21 thoughts on “RIP Incandescent Light Bulbs? Leave a comment

  1. Catherine, possibly you’re unaware of the current trend toward “antique light bulbs” – amazingly inefficient incandescent bulbs, with enormous, ornate filaments. They’re dominating mood lighting in many restaurants and bars, and they’re moving into the home.

    They create a warm, desirable glow unmatchable with LEDs. Wouldn’t it be nice if we didn’t have to rely on stingy solar panels or burning coal to power them? We don’t, of course. With a few dozen copies of Diablo Canyon Nuclear Power Station around the country, those who can afford them (they aren’t cheap) could enjoy their inviting ambience guilt-free.

    https://www.1000bulbs.com/category/antique-light-bulbs/

  2. Hi Catherine. It’s not illegal to sell them in the US. It’s illegal to manufacture them or import them. But whatever stock existed in the US at the time the ban went into effect, that stock can still be sold.

  3. You write with a very nice style, clear and interesting with just the right touch of familiarity. Certainly it’s high time incandescent bulbs are eliminated altogether. How strange that we continue to use them, given the accessibility of LEDs these days. Hopefully the market itself will do the job for us soon, as it did for the telegraph and other antiquated inventions.

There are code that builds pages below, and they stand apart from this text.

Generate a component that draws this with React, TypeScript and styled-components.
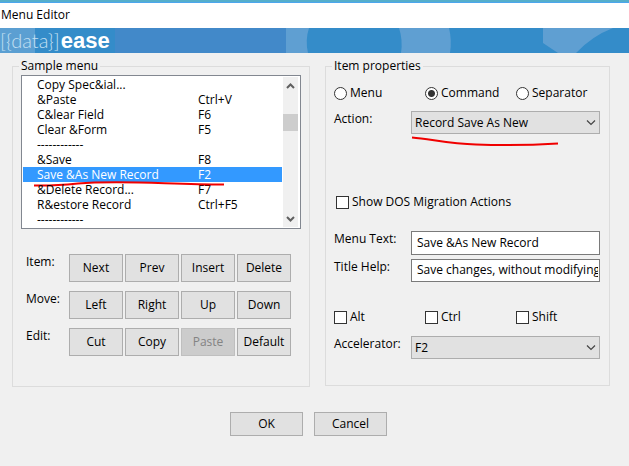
import React, { useState } from "react";
import styled, { createGlobalStyle } from "styled-components";

const GlobalStyle = createGlobalStyle`
  * { box-sizing: border-box; }
  body {
    margin: 0;
    background: #f0f0f0;
    color: #000;
    font: 12px/16px "Open Sans", "Noto Sans", sans-serif;
  }
  button, input, select { font: inherit; color: inherit; margin: 0; }
`;

const Dialog = styled.main`
  min-height: 100vh;
  background: #f0f0f0;
`;

const TopEdge = styled.div`
  height: 3px;
  background: #55aecb;
  border-bottom: 1px solid #4ba6ee;
`;

const TitleBar = styled.h1`
  margin: 0;
  height: 25px;
  padding: 0 1px;
  background: #fff;
  font-size: 12px;
  font-weight: 400;
  line-height: 24px;
`;

const Banner = styled.header`
  position: relative;
  height: 25px;
  overflow: hidden;
  background: #348cc9;
`;

const BannerArt = styled.svg`
  position: absolute;
  inset: 0;
  width: 100%;
  height: 100%;
`;

const Logo = styled.div`
  position: relative;
  display: flex;
  align-items: baseline;
  gap: 1px;
  color: #fff;
  line-height: 25px;
`;

const LogoThin = styled.span`
  font-family: Lato, sans-serif;
  font-weight: 300;
  font-size: 20px;
  color: #c4e0f3;
`;

const LogoBold = styled.strong`
  font-family: "Liberation Sans", sans-serif;
  font-size: 22px;
`;

const Groups = styled.div`
  display: grid;
  grid-template-columns: 298fr 285fr;
  gap: 15px;
  align-items: start;
  padding: 5px 19px 0 12px;
`;

const Group = styled.fieldset<{ $bottom: number }>`
  min-width: 0;
  margin: 0;
  padding: 0 9px ${(p) => p.$bottom}px 8px;
  border: 1px solid #dcdcdc;
`;

const Legend = styled.legend`
  margin-left: -2px;
  padding: 0 2px;
`;

const ListBox = styled.div`
  display: flex;
  margin: 1px -1px 0 0;
  padding: 1px;
  background: #fff;
  border: 1px solid #828790;
`;

const Items = styled.ul`
  flex: 1;
  margin: 0;
  padding: 0;
  list-style: none;
`;

const Item = styled.li<{ $selected: boolean }>`
  display: grid;
  grid-template-columns: 161fr 84fr;
  height: 15px;
  padding-left: 14px;
  line-height: 15px;
  white-space: nowrap;
  color: ${(p) => (p.$selected ? "#fff" : "#000")};
  background: ${(p) => (p.$selected ? "#3399ff" : "transparent")};
`;

const ScrollBar = styled.div`
  display: flex;
  flex-direction: column;
  width: 15px;
  margin: 0 1px;
  background: #f0f0f0;
`;

const ScrollButton = styled.button`
  display: flex;
  align-items: center;
  justify-content: center;
  height: 17px;
  padding: 0;
  border: 0;
  background: none;
`;

const Track = styled.div`
  flex: 1;
  padding-top: 20px;
`;

const Thumb = styled.div`
  height: 17px;
  background: #cdcdcd;
`;

const Commands = styled.div`
  display: grid;
  gap: 9px;
  padding: 25px 9px 0 5px;
`;

const CommandRow = styled.div`
  display: grid;
  grid-template-columns: 41px repeat(4, 1fr);
  column-gap: 2px;
`;

const Button = styled.button<{ $tall?: boolean }>`
  height: ${(p) => (p.$tall ? 28 : 24)}px;
  min-width: 0;
  padding: 0;
  background: #e1e1e1;
  border: 1px solid #adadad;
  &:disabled {
    background: #cccccc;
    border-color: #bfbfbf;
    color: #838383;
  }
`;

const Choices = styled.div<{ $top: number }>`
  display: grid;
  grid-template-columns: 91fr 91fr 84fr;
  padding-top: ${(p) => p.$top}px;
`;

const Choice = styled.label`
  display: flex;
  align-items: center;
  gap: 3px;
  white-space: nowrap;
`;

const Radio = styled.input`
  appearance: none;
  width: 13px;
  height: 13px;
  border: 1px solid #333;
  border-radius: 50%;
  background: #fff;
  &:checked {
    background: radial-gradient(circle, #333 3px, #fff 4px);
  }
`;

const Check = styled.input`
  appearance: none;
  width: 13px;
  height: 13px;
  border: 1px solid #333;
  background: #fff;
  &:checked {
    box-shadow: inset 0 0 0 2px #fff;
    background: #333;
  }
`;

const Wide = styled.div`
  padding: 60px 2px 21px;
`;

const Field = styled.div<{ $top: number }>`
  display: grid;
  grid-template-columns: 77px 1fr;
  padding-top: ${(p) => p.$top}px;
`;

const FieldBox = styled.div`
  position: relative;
  display: flex;
  min-width: 0;
`;

const Select = styled.select`
  appearance: none;
  width: 100%;
  height: 23px;
  padding: 0 20px 0 3px;
  border: 1px solid #adadad;
  border-radius: 0;
  background: #e1e1e1;
`;

const Chevron = styled.svg`
  position: absolute;
  right: 4px;
  top: 9px;
  pointer-events: none;
`;

const TextInput = styled.input<{ $height: number }>`
  width: 100%;
  height: ${(p) => p.$height}px;
  padding: 0 1px 2px 5px;
  border: 1px solid #7a7a7a;
  background: #fff;
`;

const Mark = styled.svg`
  position: absolute;
  pointer-events: none;
`;

const ListMark = styled(Mark)`
  left: -4px;
  top: 13px;
`;

const ActionMark = styled(Mark)`
  left: 0;
  top: 25px;
`;

const ItemName = styled.span`
  position: relative;
`;

const Footer = styled.footer`
  display: flex;
  justify-content: center;
  gap: 11px;
  padding: 25px 12px 30px 0;
  ${Button} { width: 73px; }
`;

const menu: [string, string][] = [
  ["Copy Spec&ial...", ""],
  ["&Paste", "Ctrl+V"],
  ["C&lear Field", "F6"],
  ["Clear &Form", "F5"],
  ["------------", ""],
  ["&Save", "F8"],
  ["Save &As New Record", "F2"],
  ["&Delete Record...", "F7"],
  ["R&estore Record", "Ctrl+F5"],
  ["------------", ""],
];

const commands: [string, string[]][] = [
  ["Item:", ["Next", "Prev", "Insert", "Delete"]],
  ["Move:", ["Left", "Right", "Up", "Down"]],
  ["Edit:", ["Cut", "Copy", "Paste", "Default"]],
];

function Arrow({ down = false }: { down?: boolean }) {
  return (
    <svg width="9" height="6" viewBox="0 0 9 6" aria-hidden="true">
      <path d={down ? "M1 1L4.5 4.5L8 1" : "M1 5L4.5 1.5L8 5"} fill="none" stroke="#606060" strokeWidth="2" />
    </svg>
  );
}

function DropDown({ id, value }: { id: string; value: string }) {
  return (
    <>
      <Select id={id} defaultValue={value}>
        <option>{value}</option>
      </Select>
      <Chevron width="10" height="6" viewBox="0 0 10 6" aria-hidden="true">
        <path d="M1 0.5L5 4.5L9 0.5" fill="none" stroke="#444" strokeWidth="1.2" />
      </Chevron>
    </>
  );
}

export default function App() {
  const [selected, setSelected] = useState(6);
  return (
    <Dialog>
      <GlobalStyle />
      <TopEdge />
      <TitleBar>Menu Editor</TitleBar>
      <Banner>
        <BannerArt viewBox="0 0 629 25" preserveAspectRatio="none" aria-hidden="true">
          <rect width="35" height="25" fill="#5b9fd2" />
          <rect x="115" width="171" height="25" fill="#4289c9" />
          <path d="M286 0H309Q305 12 308 25H286Z" fill="#5f9fd2" />
          <path d="M399 0H449Q452 12 450 25H401Q403 12 399 0Z" fill="#5f9fd2" />
          <path d="M543 0H613Q592 8 576 25H558L543 15Z" fill="#5f9fd2" />
        </BannerArt>
        <Logo>
          <LogoThin>[&#123;data&#125;]</LogoThin>
          <LogoBold>ease</LogoBold>
        </Logo>
      </Banner>
      <Groups>
        <Group $bottom={30}>
          <Legend>Sample menu</Legend>
          <ListBox>
            <Items role="listbox" aria-label="Sample menu">
              {menu.map(([name, keys], i) => (
                <Item key={i} role="option" aria-selected={i === selected} $selected={i === selected} onClick={() => setSelected(i)}>
                  <ItemName>
                    {name}
                    {i === 6 && (
                      <ListMark width="192" height="8" viewBox="0 0 192 8" aria-hidden="true">
                        <path d="M1 5.5C18 6 30 5 45 3.5C85 0 130 4 191 4.5" fill="none" stroke="#f00000" strokeWidth="2" />
                      </ListMark>
                    )}
                  </ItemName>
                  <span>{keys}</span>
                </Item>
              ))}
            </Items>
            <ScrollBar>
              <ScrollButton type="button" aria-label="Scroll up"><Arrow /></ScrollButton>
              <Track><Thumb /></Track>
              <ScrollButton type="button" aria-label="Scroll down"><Arrow down /></ScrollButton>
            </ScrollBar>
          </ListBox>
          <Commands>
            {commands.map(([label, names]) => (
              <CommandRow key={label} role="group" aria-label={label}>
                <span>{label}</span>
                {names.map((name) => (
                  <Button key={name} type="button" $tall disabled={name === "Paste"}>{name}</Button>
                ))}
              </CommandRow>
            ))}
          </Commands>
        </Group>
        <Group $bottom={26}>
          <Legend>Item properties</Legend>
          <Choices $top={11}>
            {["Menu", "Command", "Separator"].map((name) => (
              <Choice key={name}>
                <Radio type="radio" name="kind" defaultChecked={name === "Command"} />
                {name}
              </Choice>
            ))}
          </Choices>
          <Field $top={10}>
            <label htmlFor="action">Action:</label>
            <FieldBox>
              <DropDown id="action" value="Record Save As New" />
              <ActionMark width="148" height="12" viewBox="0 0 148 12" aria-hidden="true">
                <path d="M1 1.5C20 3 38 8 65 8.5C92 9.5 122 9 147 7.5" fill="none" stroke="#f00000" strokeWidth="2" />
              </ActionMark>
            </FieldBox>
          </Field>
          <Wide>
            <Choice>
              <Check type="checkbox" />
              Show DOS Migration Actions
            </Choice>
          </Wide>
          <Field $top={0}>
            <label htmlFor="text">Menu Text:</label>
            <TextInput id="text" $height={24} defaultValue="Save &As New Record" />
          </Field>
          <Field $top={4}>
            <label htmlFor="help">Title Help:</label>
            <TextInput id="help" $height={23} defaultValue="Save changes, without modifying current record" />
          </Field>
          <Choices $top={27}>
            {["Alt", "Ctrl", "Shift"].map((name) => (
              <Choice key={name}>
                <Check type="checkbox" />
                {name}
              </Choice>
            ))}
          </Choices>
          <Field $top={11}>
            <label htmlFor="key">Accelerator:</label>
            <FieldBox>
              <DropDown id="key" value="F2" />
            </FieldBox>
          </Field>
        </Group>
      </Groups>
      <Footer>
        <Button type="button">OK</Button>
        <Button type="button">Cancel</Button>
      </Footer>
    </Dialog>
  );
}
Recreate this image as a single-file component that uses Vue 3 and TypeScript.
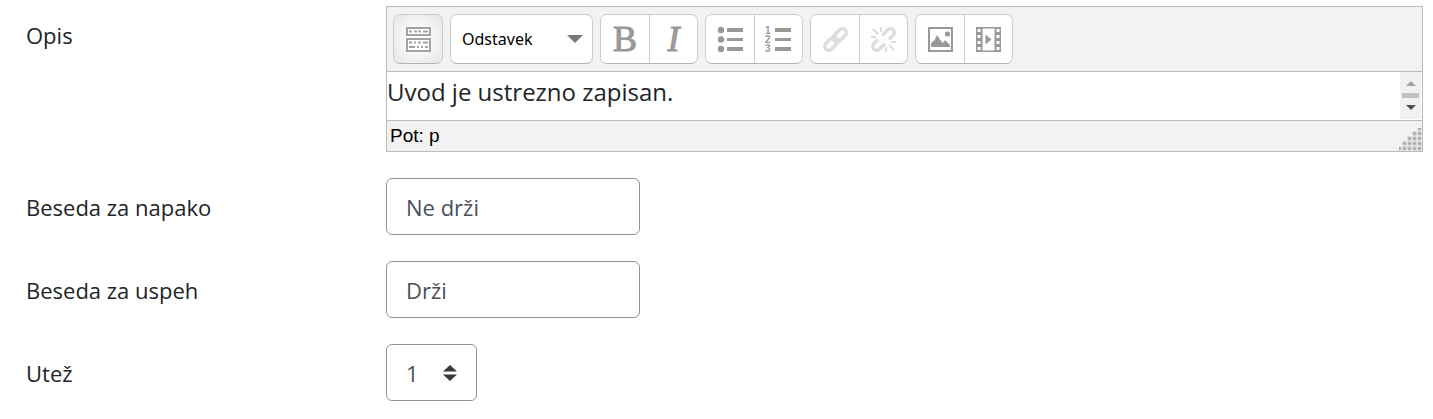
<script setup lang="ts">
import { ref } from 'vue'

const paragraphStyle = ref('Odstavek')
const failWord = ref('Ne drži')
const passWord = ref('Drži')
const weight = ref('1')
const weights = ['1', '2', '3', '4', '5']

const gripDots = [0, 1, 2, 3, 4].flatMap((row) =>
  Array.from({ length: row + 1 }, (_, i) => ({ x: 19 - i * 5, y: row * 5 - 1 })),
)
</script>

<template>
  <form class="form" @submit.prevent>
    <div class="row">
      <span id="desc-label" class="label">Opis</span>
      <div class="editor">
        <div class="toolbar" role="toolbar" aria-label="Orodna vrstica">
          <div class="group">
            <button type="button" class="tool active" aria-label="Preklop orodne vrstice">
              <svg viewBox="0 0 25 25" class="icon">
                <path d="M1 1h23v7H1zM1 12h23v12H1z" fill="#fff" stroke="#a3a3a3" stroke-width="2" />
                <path d="M3 4.500h3M8 4.500h3M12 4.500h3M17 4.500h5M3 15.500h3M8 15.500h2M12 15.500h3M17 15.500h5M3 20h6M11 20h2M15 20h2M19 20h3" stroke="#a3a3a3" stroke-width="2" />
              </svg>
            </button>
          </div>

          <div class="format">
            <select v-model="paragraphStyle" class="format-select" aria-label="Slog odstavka">
              <option>Odstavek</option>
              <option>Naslov</option>
            </select>
            <svg viewBox="0 0 16 8" class="format-arrow"><path d="M0 0h16L8 8z" fill="#7d7878" /></svg>
          </div>

          <div class="group">
            <button type="button" class="tool letter" aria-label="Krepko">B</button>
            <button type="button" class="tool letter italic" aria-label="Ležeče">I</button>
          </div>

          <div class="group">
            <button type="button" class="tool" aria-label="Označen seznam">
              <svg viewBox="0 0 25 25" class="icon" fill="#999">
                <circle cx="3" cy="3" r="3.2" /><circle cx="3" cy="12.5" r="3.2" /><circle cx="3" cy="22" r="3.2" />
                <path d="M9 1h16v4H9zM9 11h16v3H9zM9 20h16v4H9z" />
              </svg>
            </button>
            <button type="button" class="tool" aria-label="Oštevilčen seznam">
              <svg viewBox="0 0 25 25" class="icon" fill="#999">
                <text x="-1" y="7" class="digit">1</text>
                <text x="-1" y="16" class="digit">2</text>
                <text x="-1" y="25" class="digit">3</text>
                <path d="M9 1h16v4H9zM9 11h16v3H9zM9 20h16v4H9z" />
              </svg>
            </button>
          </div>

          <div class="group">
            <button type="button" class="tool" aria-label="Povezava" disabled>
              <svg viewBox="0 0 25 25" class="icon" fill="none" stroke="#ddd" stroke-width="3.4">
                <g transform="rotate(-45 12.5 12.5)">
                  <rect x="-1.200" y="8.600" width="15.500" height="7.800" rx="3.900" />
                  <rect x="10.700" y="8.600" width="15.500" height="7.800" rx="3.900" />
                </g>
              </svg>
            </button>
            <button type="button" class="tool" aria-label="Odstrani povezavo" disabled>
              <svg viewBox="0 0 25 25" class="icon" fill="none" stroke="#ddd" stroke-width="3.4">
                <g transform="rotate(-45 12.5 12.5)">
                  <path d="M10.500 16.400H2.700a3.900 3.900 0 0 1 0-7.800H8.500M14.500 8.600H22.300a3.900 3.900 0 0 1 0 7.800H16.500" />
                </g>
                <path d="M10 0v5M2 2l5 5M0 10h5M15 20v5M18 18l5 5M20 15h5" stroke-width="2" />
              </svg>
            </button>
          </div>

          <div class="group">
            <button type="button" class="tool" aria-label="Slika">
              <svg viewBox="0 0 25 25" class="icon">
                <path d="M1 1h23v23H1z" fill="#fff" stroke="#999" stroke-width="2" />
                <circle cx="19.500" cy="7" r="2.600" fill="#999" />
                <path d="M3 20v-3l2-3h1l3-6 4 6 2 2 2-3 5 5v2z" fill="#999" />
              </svg>
            </button>
            <button type="button" class="tool" aria-label="Večpredstavnost">
              <svg viewBox="0 0 25 25" class="icon">
                <path d="M0 0h25v25H0z" fill="#999" />
                <path d="M6.500 1.500h12v22h-12z" fill="#fff" />
                <path d="M1.500 2h3v3h-3zM1.500 8h3v3h-3zM1.500 14h3v3h-3zM1.500 20h3v3h-3zM20.500 2h3v3h-3zM20.500 8h3v3h-3zM20.500 14h3v3h-3zM20.500 20h3v3h-3z" fill="#fff" />
                <path d="M9.500 7.500l6 5-6 5z" fill="#999" />
              </svg>
            </button>
          </div>
        </div>

        <div class="body">
          <div class="content" contenteditable="true" role="textbox" aria-labelledby="desc-label">Uvod je ustrezno zapisan.</div>
          <div class="scrollbar">
            <svg viewBox="0 0 10 5" class="scroll-arrow"><path d="M0 5h10L5 0z" fill="#a3a3a3" /></svg>
            <span class="thumb"></span>
            <svg viewBox="0 0 10 5" class="scroll-arrow"><path d="M0 0h10L5 5z" fill="#505050" /></svg>
          </div>
        </div>

        <div class="status">
          <span class="path">Pot: p</span>
          <svg viewBox="0 0 23 23" class="grip">
            <rect v-for="(d, i) in gripDots" :key="i" :x="d.x" :y="d.y" width="3" height="3" fill="#a0a0a0" stroke="#c4c4c4" />
          </svg>
        </div>
      </div>
    </div>

    <div class="row">
      <label class="label" for="fail-word">Beseda za napako</label>
      <input id="fail-word" v-model="failWord" type="text" class="field" />
    </div>

    <div class="row">
      <label class="label" for="pass-word">Beseda za uspeh</label>
      <input id="pass-word" v-model="passWord" type="text" class="field" />
    </div>

    <div class="row">
      <label class="label" for="weight">Utež</label>
      <div class="weight">
        <select id="weight" v-model="weight" class="field weight-select">
          <option v-for="w in weights" :key="w">{{ w }}</option>
        </select>
        <svg viewBox="0 0 14 18" class="weight-arrows">
          <path d="M0 7.500h14L7 1zM0 10.500h14L7 17z" fill="#343a40" />
        </svg>
      </div>
    </div>
  </form>
</template>

<style>
body {
  background: #fff;
}
</style>

<style scoped>
* {
  box-sizing: border-box;
}
.form {
  display: flex;
  flex-direction: column;
  gap: 26px;
  padding: 6px 10px 18px 26px;
  font-family: 'Open Sans', 'Noto Sans', sans-serif;
  font-size: 22px;
  color: #212529;
}
.row {
  display: grid;
  grid-template-columns: 360px minmax(0, 1fr);
  align-items: start;
}
.label {
  padding-top: 14px;
  line-height: 30px;
}
.editor {
  border: 1px solid #bbb;
  background: #f2f2f2;
}
.toolbar {
  display: flex;
  flex-wrap: wrap;
  gap: 7px;
  padding: 7px 6px;
  border-bottom: 1px solid #bbb;
}
.group,
.format {
  border: 1px solid #ccc;
  border-bottom-color: #b3b3b3;
  border-radius: 7px;
  background: #fff;
  overflow: hidden;
}
.group {
  display: flex;
}
.tool {
  display: flex;
  align-items: center;
  justify-content: center;
  width: 48px;
  height: 48px;
  padding: 0;
  border: 0;
  background: #fff;
  color: #999;
}
.tool + .tool {
  border-left: 1px solid #ccc;
}
.tool.active {
  background: radial-gradient(#fff 20%, #e4e4e4 100%);
}
.icon {
  width: 25px;
  height: 25px;
  overflow: visible;
}
.letter {
  font-family: 'Liberation Serif', serif;
  font-size: 36px;
  line-height: 48px;
  -webkit-text-stroke: 1px #999;
}
.italic {
  font-style: italic;
}
.digit {
  font-family: 'Liberation Sans', sans-serif;
  font-size: 10px;
  font-weight: bold;
}
.format,
.weight {
  display: grid;
  align-items: center;
}
.format > *,
.weight > * {
  grid-area: 1 / 1;
}
.format {
  width: 143px;
}
.format-select {
  appearance: none;
  width: 100%;
  height: 48px;
  padding: 0 32px 0 11px;
  border: 0;
  background: transparent;
  color: #000;
  font-family: 'Noto Sans', sans-serif;
  font-size: 16px;
}
.format-arrow {
  justify-self: end;
  width: 16px;
  height: 8px;
  margin-right: 9px;
  pointer-events: none;
}
.body {
  display: flex;
  height: 49px;
  padding-right: 1px;
  background: #fff;
  border-bottom: 1px solid #bbb;
}
.content {
  flex: 1;
  font-size: 24px;
  line-height: 40px;
  outline: 0;
}
.scrollbar {
  display: flex;
  flex-direction: column;
  align-items: center;
  gap: 7px;
  width: 21px;
  height: 47px;
  padding-top: 9px;
  background: #f1f1f1;
}
.scroll-arrow {
  width: 10px;
  height: 5px;
}
.thumb {
  width: 17px;
  height: 5px;
  background: #c1c1c1;
}
.status {
  display: flex;
  justify-content: space-between;
  align-items: flex-end;
  height: 30px;
  padding-left: 3px;
  color: #000;
  font-family: 'Liberation Sans', Arial, sans-serif;
  font-size: 19px;
}
.path {
  line-height: 30px;
}
.grip {
  width: 23px;
  height: 23px;
}
.field {
  width: 254px;
  height: 57px;
  padding: 0 19px;
  border: 1px solid #8f959e;
  border-radius: 6px;
  background: #fff;
  color: #495057;
  font: inherit;
}
.weight {
  width: 91px;
}
.weight-select {
  appearance: none;
  width: 100%;
}
.weight-arrows {
  justify-self: end;
  width: 14px;
  height: 18px;
  margin-right: 20px;
  pointer-events: none;
}
</style>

  4. Michael Grubb has a very good discussion of how standards (like the ban on incandescent bulbs, or poorly-performing fridges) can help overcome consumer inertia and other barriers to energy efficiency (while pricing carbon is appropriate for decisions that are price-driven, and technology policy (R&D support etc) is needed to transform the options for the energy system) in his book Planetary Economics. Fortunately (given the context), you don’t have to go through Amazon to buy it: https://www.routledge.com/products/9780415518826

  5. Way to blow the whistle on Amazon! Note a few things: 1) the new compliance halogens are, in fact, also “incandescent” (https://www.sylvania.com/en-us/innovation/education/light-and-color/Pages/incandescent-halogen-technology.aspx) and 2) the 100-watt equivalents are pretty darn affordable at this point (just bought this 4 pack at Home Depot over the weekend http://www.homedepot.com/p/Philips-EcoVantage-100-Watt-Incandescent-A19-Long-Life-Light-Bulb-4-Pack-431494/204983943 for $8) and use 72 watts. And, I would agree that the likelihood that a carbon or similar tax is quite unlikely (as are mandatory time differentiated electricity pricing) at the moment, means that a light bulb ban is at least a more feasible alternative. Now, whether forcing people to buy CFLs is a good thing is a much bigger question … here’s hoping ever more affordable LEDs continue to emerge.

  6. There’s something a little eerie about an article on incandescent (tungsten) lamps written by an author named “Wolfram.” Of course, “tungsten” is the Swedish word, and “wolfram” is the English word for this element, symbol W and atomic weight 74.

    The alternative to codes and standards she suggests, pricing, only works equally well if all of the preconditions to efficiency under competition are met: consumers and producers have perfect information, goods are perfect substitutes, all societal costs are internalized, there are no barriers to entry, and capital is fungible, among others. Those preconditions are far from present in the electricity marketplace. Thus codes and standards often become the better path to economic efficiency.

    One way to move in that direction of economic efficiency with pricing would be to require that all appliances, lamps, and buildings sell with lifetime energy costs embedded into the selling price. For example, if our school districts went to the voters for bonds not only for building construction, but also for life-cycle operating costs of those buildings, they would have an clear incentive to choose the best option.

    The problem with this approach is illustrated by the author’s example: a lamp with an annual duty cycle of about 1 hour per year. For that particular lamp, the incremental cost of a high-efficiency lamp may not be justified. But, for 90% of the lamps, using 99% of the electricity, the new standard is really just a form of consumer protection — “making” us buy the product we would CHOOSE TO BUY if we were fully informed. I agree with the author — on balance, a very good regulation.

    Since 1992, the only traditional incandescent lamps in my house have been in the fridge, freezer, oven, and microwave where very short duty cycles and harsh operating conditions dictate an atypical approach. Plus the garage door opener (where the high-vibration, 3-minute duty cycle chewed through three CFLs before I gave up and bought a “rough duty” lamp.)

    It was a demonstration project (with good press) when we originally did it almost a quarter century ago. Today it’s not just a good idea — it’s the law.